If above doesn’t help, could you try another experiment:

  1. Run the following Nsys command:
nsys profile -t osrt -w false yes
  1. In a different terminal, run the following command. Please replace <your TMPDIR path for Nsys> to the actual path.
ls -lR --time-style=full-iso <your TMPDIR path for Nsys>/nvidia/nsight_systems/quadd_session_*
  1. Wait for 10 seconds and repeat step 2.

  2. Attach the outputs from step 2 & 3. You can kill the Nsys command.

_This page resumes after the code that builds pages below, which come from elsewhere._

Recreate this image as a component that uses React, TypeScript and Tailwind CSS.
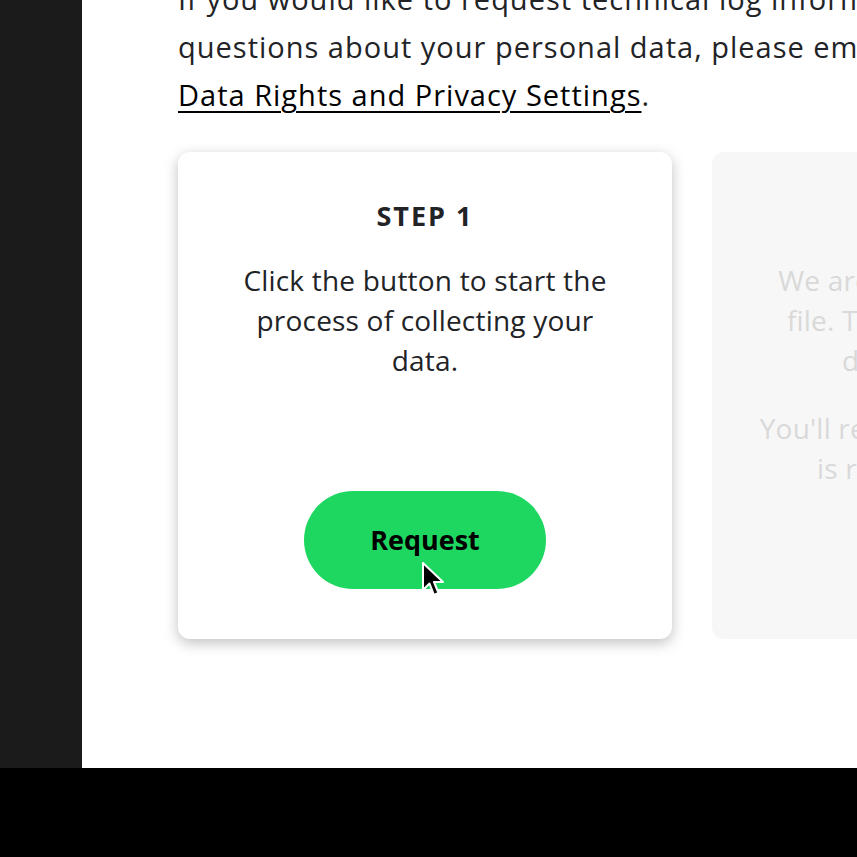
export default function App() {
    return (
        <div className="w-[857px] h-[857px] overflow-hidden bg-black flex flex-col" style={{ fontFamily: "'Open Sans', 'Noto Sans', sans-serif" }}>
            <div className="flex h-[768px]">
                <aside className="w-[82px] shrink-0 bg-[#1b1b1b]" />
                <main className="flex-1 bg-white overflow-hidden pl-[96px]">
                    <div className="-mt-[25px] text-[29px] leading-[48px] tracking-[1px] text-[#222326] whitespace-nowrap">
                        <p>If you would like to request technical log information or have any other</p>
                        <p>questions about your personal data, please email privacy@spotify.com or visit</p>
                        <p>
                            <a href="#" className="text-black underline underline-offset-[5px] decoration-[2px]">Data Rights and Privacy Settings</a>.
                        </p>
                    </div>

                    <div className="flex gap-[40px] mt-[33px]">
                        <div className="relative w-[494px] h-[487px] shrink-0 rounded-[12px] bg-white shadow-[0_4px_14px_rgba(0,0,0,0.25)] flex flex-col items-center px-[40px] pt-[46px] pb-[50px] text-center">
                            <h2 className="text-[27px] leading-[36px] font-bold tracking-[2px] text-[#222326]">STEP 1</h2>
                            <p className="mt-[26px] text-[28px] leading-[40px] tracking-[0.2px] text-[#222326]">
                                Click the button to start the<br />process of collecting your<br />data.
                            </p>
                            <button className="mt-auto w-[242px] h-[98px] rounded-full bg-[#1ed760] text-black text-[27px] font-bold cursor-pointer">
                                Request
                            </button>
                            <svg className="absolute left-[244px] top-[410px]" width="24" height="37" viewBox="0 0 24 37">
                                <path d="M1 1 L1 28 L7.5 21.5 L12 33 L16.5 31 L12 20 L21 20 Z" fill="black" stroke="white" strokeWidth="2" strokeLinejoin="round" />
                            </svg>
                        </div>
                        <div className="w-[494px] h-[487px] shrink-0 rounded-[12px] bg-[#f7f7f7] flex flex-col items-center px-[40px] pt-[46px] text-center text-[#d9d9d9]">
                            <h2 className="text-[27px] leading-[36px] font-bold tracking-[2px]">STEP 2</h2>
                            <p className="mt-[26px] text-[28px] leading-[40px] tracking-[0.2px] whitespace-nowrap">
                                We are now preparing your<br />file. This can take up to 30<br />days to complete.
                            </p>
                            <p className="mt-[28px] text-[28px] leading-[40px] tracking-[0.2px] whitespace-nowrap">
                                You'll receive an email when it<br />is ready to download.
                            </p>
                        </div>
                    </div>
                </main>
            </div>
            <div className="flex-1 bg-black" />
        </div>
    );
}
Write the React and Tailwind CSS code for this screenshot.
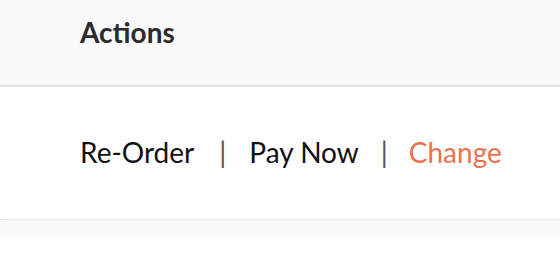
export default function App() {
  return (
    <div className="w-[560px] h-[280px] bg-white font-['Lato','Liberation_Sans',sans-serif]">
      <div className="h-[87px] bg-[#f9f9f9] border-b-2 border-[#e2e2e6] pl-[80px] pt-[18px]">
        <h2 className="text-[28px] leading-none font-bold text-[#2b2b2b]">Actions</h2>
      </div>
      <div className="h-[132px] flex items-start pl-[80px] pt-[51px] text-[28px] leading-none text-[#111]">
        <button className="hover:underline">Re-Order</button>
        <span className="ml-[25px] mr-[23px] text-[#555]">|</span>
        <button className="hover:underline">Pay Now</button>
        <span className="ml-[22px] mr-[21px] text-[#555]">|</span>
        <button className="text-[#ec7150] hover:underline">Change</button>
      </div>
      <div className="h-[12px] bg-[#f8f8f8] border-t border-dotted border-[#dddddd]" />
      <div className="h-[8px] bg-gradient-to-b from-[#f8f8f8] to-white" />
    </div>
  );
}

The reason is because I’m seeing the log says the intermidiate profiling files stored at <your TMPDIR path for Nsys>/nvidia/nsight_systems/quadd_session_* are older than the beginning of the collecion time and therefore is discarded. I’m trying to figure out if it is actually too old or if there’s some bug in Nsys.

I tried this again:

echo $TMPDIR
/home/shixuan/HLSS/test_tmp
echo $NVLOG_CONFIG_FILE
/tmp/nvlog.config

test_tmp is my newly created folder.
content in nvlog.config is not changed.

then I run:

/home/shixuan/nsight-systems-2025.1.1/bin/nsys profile --trace=osrt,cuda,nvtx --trace-fork-before-exec=true --cuda-graph-trace=node ./grouped_gemm

I got the nsight-sys.log as below.
nsight-sys.zip (98.1 KB)

Then, since no quadd_session_* files or folders are generated in the /home/shixuan/HLSS/test_tmp/nvidia/nsight_systems folder, I cannot perform subsequent operations.